BY RALPH “THE SHIRE” LINARDIC
God bless Sharlto Copley. He is a national treasure that needs to be protected. In “Free Fire” a gun deal goes rogue and both sides fight and banter the entire length time of the film. The best way to describe the tone of this movie is “Hardcore Henry” with a small budget. The story is simple: two gangs are finalizing a business deal, and there are complications. That’s it. The plot is simple, and thank God it is. Any other distractions or side plots and maybe this film doesn’t have the same flair or energy that it ended up having.
Reason number one why this film works so well is because of the banter between the characters. Every single personality is written so well and each character has so much charm and energy to give the movie. Generally, in action movies the explosions and effects drive the story, but here we have a rare example of a dialogue driven action film. All credit is due to Director and screenwriter Ben Wheatley, who kept the tension moving the enter length of the story.As I said above, Sharlto Copley is magnificent in “Free Fire”. He plays an over-the-top, goofy gangster named Vernon. I can’t even count on my fingers how many catch phrases Sharlto nailed. Without Vernon, the film wouldn’t be the same.

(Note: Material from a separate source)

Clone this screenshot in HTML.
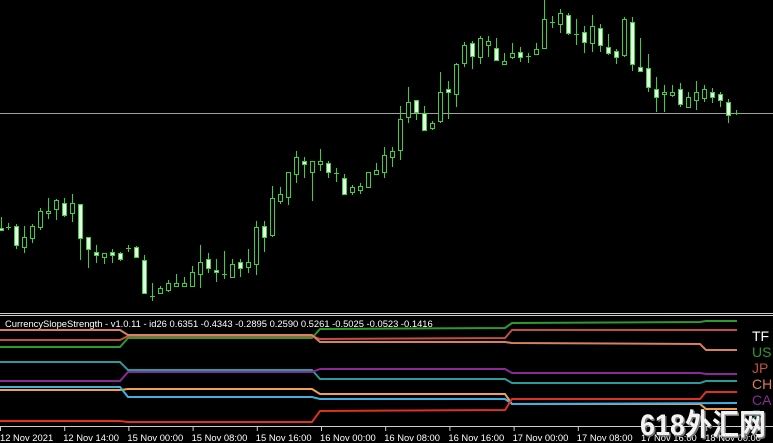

Finally, Brie Larson gives her best performance yet. Yes, better than “Room”. Brie plays Justine, a hustler who is only in it for the money. Nothing about the character’s arc was cliché, and her motivations made a lot of sense looking back. My only complaint with Justine is she didn’t get enough screen time.As for negatives, the second act drags quite a bit. The action makes it bearable, but the plot fails to progress and thrive for a long period. This put a damper on a quite enjoyable low budget action thriller.
“Free Fire” is a dialogue driven action film that only works because of the extraordinary screenplay. Sharlto Copley and Brie Larson headline an excellent cast that brought a lot of energy and fire to the story.